Jools Holland – Best of Friends
(Rhino / Warner)
This is a rather lavish package for fairly unexciting content. Best of Friends comes with a CD and DVD to showcase a collection of standards (I Put A Spell On You, Georgia On My Mind etc…) featuring a roster of international stars and overseen by UK jazz maestro Jools Holland. The style is a primarily rock/soul (think “The Commitments”) and capably performed but mostly lacks much spark. Vocal contributions come from Sting, Mica Paris, Bono, Norah Jones, Shane McGowan and Tom Jones, to name a few. The best tracks are Chrissie Hynde’s Out of This World and Suggs whimsical Oranges and Lemons Again, but mostly this album is just polished and professional and dullsville. I’d love to tell you about the DVD but it wouldn’t play in any player I put it in, however it lists a behind the scenes documentary, interview and a few videos as included.

Wayne Davidson

Monday, June 09, 2008

Ladytron – Velocifero

Once tagged with the kiss-of-death “Electroclash” label, Ladytron have proved survivors outliving any expectations of ephemeral success and also creating their own unique pop galaxy along the way. 2005’s Witching Hour was a stylistic turning point for the band that took their music into new more expansive realms – a style made from 360 degree sound, ghostly vocals, motorik beats, and 80’s synthesizers coupled with their arresting visual presence. Pleasingly on Velocifero the ‘Trons don’t seem to be taking a big stylistic leap but are content to refine and develop their art with another superb collection of electro pop.

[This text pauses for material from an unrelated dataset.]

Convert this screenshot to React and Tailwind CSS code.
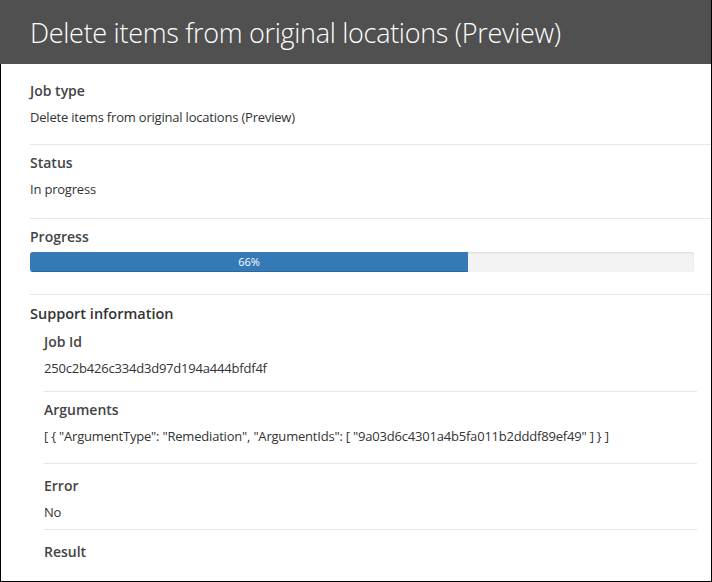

We’re dropped straight into a familiar world of big beats, Numan-esque synthesizers and Mira Aroya’s Bulgarian school mistress vocals on Black Cat before the band commences their first assault on the gothic dance floors with the swaggering single, Ghosts. Sounding like a female version of Placebo going glam this is one of many tracks tailor-made for the alterna-disco in their particular slanted style such as They Gave You A Heart, They Gave You A Name and Tomorrow which sounds a little like Spooky-era Lush. Airborne and eerie vocals abound on Season of Illusions and on the delirious The Lovers with its crystalline melody coming out of the layers of dense electro pop sensurround. A strong sense of movement is apparent throughout, aided by locomotive rhythms as on the Giorgio Moroder-ish Deep Blue and the chugging alterna-rock of Burning Up.

A change of pace comes with the tender Kletva, sounding like a piece of experimental Czechoslovakian pop from the 60’s; other surprises include the burst-out chorus of I’m Not Scared, and there’s Predict The Day which starts with little more than drums, vocals and whistling and builds into a robust pop song, Velocifero wraps up with Versus, an epic but gentle pop masterpiece uncharacteristically including male vocals and in an expansive style worthy of Ennio Morricone. It’s a blissful end to this exciting and heady pop trip.